(Collected data entries)
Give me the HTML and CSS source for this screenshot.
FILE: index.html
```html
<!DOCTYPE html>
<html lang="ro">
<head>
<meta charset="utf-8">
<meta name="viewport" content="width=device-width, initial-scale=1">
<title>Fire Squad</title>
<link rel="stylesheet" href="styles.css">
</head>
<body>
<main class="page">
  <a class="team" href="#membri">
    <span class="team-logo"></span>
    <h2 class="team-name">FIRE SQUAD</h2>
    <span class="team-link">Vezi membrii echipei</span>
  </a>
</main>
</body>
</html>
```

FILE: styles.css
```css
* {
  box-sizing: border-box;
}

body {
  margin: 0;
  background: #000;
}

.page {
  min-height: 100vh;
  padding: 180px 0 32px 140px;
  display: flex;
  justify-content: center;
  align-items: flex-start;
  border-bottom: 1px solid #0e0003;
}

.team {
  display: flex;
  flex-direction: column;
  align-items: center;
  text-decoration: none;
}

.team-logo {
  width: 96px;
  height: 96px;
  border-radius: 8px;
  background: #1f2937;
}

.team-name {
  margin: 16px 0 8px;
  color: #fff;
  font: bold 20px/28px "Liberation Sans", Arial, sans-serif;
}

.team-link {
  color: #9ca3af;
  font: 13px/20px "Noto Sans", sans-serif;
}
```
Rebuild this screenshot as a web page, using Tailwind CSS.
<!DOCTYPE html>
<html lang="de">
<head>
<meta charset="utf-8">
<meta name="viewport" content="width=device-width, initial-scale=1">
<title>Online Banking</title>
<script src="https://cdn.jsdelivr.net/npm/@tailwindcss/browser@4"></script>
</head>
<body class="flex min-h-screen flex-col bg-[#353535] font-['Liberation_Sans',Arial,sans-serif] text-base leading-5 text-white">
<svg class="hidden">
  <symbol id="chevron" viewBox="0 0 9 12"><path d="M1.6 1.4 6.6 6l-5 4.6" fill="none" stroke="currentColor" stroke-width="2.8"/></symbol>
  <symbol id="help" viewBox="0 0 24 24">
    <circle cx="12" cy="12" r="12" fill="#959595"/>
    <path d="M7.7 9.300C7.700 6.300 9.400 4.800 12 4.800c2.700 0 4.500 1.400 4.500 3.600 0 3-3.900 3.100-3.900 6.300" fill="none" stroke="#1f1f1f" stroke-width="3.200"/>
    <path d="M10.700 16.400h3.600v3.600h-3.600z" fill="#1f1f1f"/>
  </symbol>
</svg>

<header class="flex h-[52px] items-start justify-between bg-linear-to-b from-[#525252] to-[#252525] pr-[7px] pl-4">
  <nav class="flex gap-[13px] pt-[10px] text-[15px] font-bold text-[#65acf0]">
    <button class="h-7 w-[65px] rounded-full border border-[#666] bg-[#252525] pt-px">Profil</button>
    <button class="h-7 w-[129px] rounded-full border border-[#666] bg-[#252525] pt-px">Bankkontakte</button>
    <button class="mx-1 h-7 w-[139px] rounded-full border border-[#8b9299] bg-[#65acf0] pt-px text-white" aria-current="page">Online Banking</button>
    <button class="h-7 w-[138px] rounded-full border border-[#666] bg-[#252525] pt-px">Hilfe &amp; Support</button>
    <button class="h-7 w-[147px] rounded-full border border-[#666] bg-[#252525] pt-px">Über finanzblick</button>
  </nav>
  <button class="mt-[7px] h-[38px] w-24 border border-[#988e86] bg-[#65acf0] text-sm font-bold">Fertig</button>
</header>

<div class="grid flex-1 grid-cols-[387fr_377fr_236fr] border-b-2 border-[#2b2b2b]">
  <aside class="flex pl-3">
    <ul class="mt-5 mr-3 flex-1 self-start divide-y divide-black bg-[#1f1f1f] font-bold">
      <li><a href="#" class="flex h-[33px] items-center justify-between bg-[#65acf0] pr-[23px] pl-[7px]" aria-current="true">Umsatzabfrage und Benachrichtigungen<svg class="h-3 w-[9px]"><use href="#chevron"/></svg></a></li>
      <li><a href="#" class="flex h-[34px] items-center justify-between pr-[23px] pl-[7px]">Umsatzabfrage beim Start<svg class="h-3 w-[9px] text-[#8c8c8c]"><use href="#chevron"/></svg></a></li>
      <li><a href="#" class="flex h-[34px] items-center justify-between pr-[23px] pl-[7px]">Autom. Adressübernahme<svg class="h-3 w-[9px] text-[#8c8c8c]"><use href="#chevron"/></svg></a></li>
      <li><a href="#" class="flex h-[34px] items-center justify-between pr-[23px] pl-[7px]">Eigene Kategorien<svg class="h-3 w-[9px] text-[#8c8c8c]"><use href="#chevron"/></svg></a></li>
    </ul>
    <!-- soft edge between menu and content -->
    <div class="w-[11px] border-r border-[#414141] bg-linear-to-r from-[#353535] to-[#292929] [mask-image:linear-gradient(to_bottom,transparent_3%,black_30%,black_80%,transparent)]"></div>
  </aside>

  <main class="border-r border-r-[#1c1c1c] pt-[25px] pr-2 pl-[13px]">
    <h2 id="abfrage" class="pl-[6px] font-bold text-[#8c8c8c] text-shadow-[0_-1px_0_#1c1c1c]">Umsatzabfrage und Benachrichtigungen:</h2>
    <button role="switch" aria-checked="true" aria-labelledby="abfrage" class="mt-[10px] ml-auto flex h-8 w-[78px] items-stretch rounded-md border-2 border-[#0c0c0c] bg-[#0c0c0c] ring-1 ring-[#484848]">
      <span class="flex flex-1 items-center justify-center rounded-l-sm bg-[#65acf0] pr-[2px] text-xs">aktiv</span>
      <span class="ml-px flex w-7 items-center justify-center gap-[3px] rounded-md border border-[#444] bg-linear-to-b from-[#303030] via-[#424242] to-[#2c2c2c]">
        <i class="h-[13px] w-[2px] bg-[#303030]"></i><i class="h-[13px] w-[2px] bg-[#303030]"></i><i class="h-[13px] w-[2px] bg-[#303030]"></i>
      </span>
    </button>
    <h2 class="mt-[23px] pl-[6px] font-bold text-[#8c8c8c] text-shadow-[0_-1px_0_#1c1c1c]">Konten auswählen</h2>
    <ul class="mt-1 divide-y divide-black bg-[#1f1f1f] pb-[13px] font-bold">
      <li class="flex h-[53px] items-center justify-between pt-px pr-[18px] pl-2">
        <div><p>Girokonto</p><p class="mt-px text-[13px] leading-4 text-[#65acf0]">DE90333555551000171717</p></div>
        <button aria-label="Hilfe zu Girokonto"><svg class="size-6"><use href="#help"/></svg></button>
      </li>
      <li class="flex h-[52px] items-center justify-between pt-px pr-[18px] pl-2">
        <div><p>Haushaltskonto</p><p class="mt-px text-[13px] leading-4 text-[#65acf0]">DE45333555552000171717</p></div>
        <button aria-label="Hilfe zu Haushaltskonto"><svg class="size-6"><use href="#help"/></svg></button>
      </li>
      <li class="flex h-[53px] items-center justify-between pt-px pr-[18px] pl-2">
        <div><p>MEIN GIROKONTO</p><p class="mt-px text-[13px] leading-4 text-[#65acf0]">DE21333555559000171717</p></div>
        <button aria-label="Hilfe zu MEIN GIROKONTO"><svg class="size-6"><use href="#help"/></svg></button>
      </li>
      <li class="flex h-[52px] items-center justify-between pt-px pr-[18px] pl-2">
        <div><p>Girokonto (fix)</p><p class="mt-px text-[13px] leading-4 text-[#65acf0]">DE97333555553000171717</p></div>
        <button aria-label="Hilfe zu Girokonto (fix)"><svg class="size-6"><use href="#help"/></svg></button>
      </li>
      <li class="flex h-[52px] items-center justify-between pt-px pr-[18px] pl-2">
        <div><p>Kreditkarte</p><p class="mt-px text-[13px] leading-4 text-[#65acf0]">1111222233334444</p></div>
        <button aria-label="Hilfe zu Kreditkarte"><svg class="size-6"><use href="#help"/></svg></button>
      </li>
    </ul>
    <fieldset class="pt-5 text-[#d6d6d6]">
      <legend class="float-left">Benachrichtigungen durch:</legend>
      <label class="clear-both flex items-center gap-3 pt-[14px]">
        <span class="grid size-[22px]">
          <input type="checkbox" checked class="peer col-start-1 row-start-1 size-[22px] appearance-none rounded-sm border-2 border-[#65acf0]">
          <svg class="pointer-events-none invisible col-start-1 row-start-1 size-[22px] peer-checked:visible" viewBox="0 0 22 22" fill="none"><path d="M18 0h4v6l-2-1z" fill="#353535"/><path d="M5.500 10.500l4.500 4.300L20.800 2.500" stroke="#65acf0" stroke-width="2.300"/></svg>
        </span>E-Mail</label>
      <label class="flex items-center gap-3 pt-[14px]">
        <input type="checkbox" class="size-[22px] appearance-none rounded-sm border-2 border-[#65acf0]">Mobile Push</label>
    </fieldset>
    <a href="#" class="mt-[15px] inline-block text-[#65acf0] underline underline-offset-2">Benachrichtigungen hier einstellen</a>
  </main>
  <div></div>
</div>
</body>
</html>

**Aim of the task**.
Out of the records, collect only those lines that contain the string "page".

**Task answer**.
<main class="page">
.page {
Rebuild this screenshot as a web page, using Tailwind CSS.
    <button class="mx-1 h-7 w-[139px] rounded-full border border-[#8b9299] bg-[#65acf0] pt-px text-white" aria-current="page">Online Banking</button>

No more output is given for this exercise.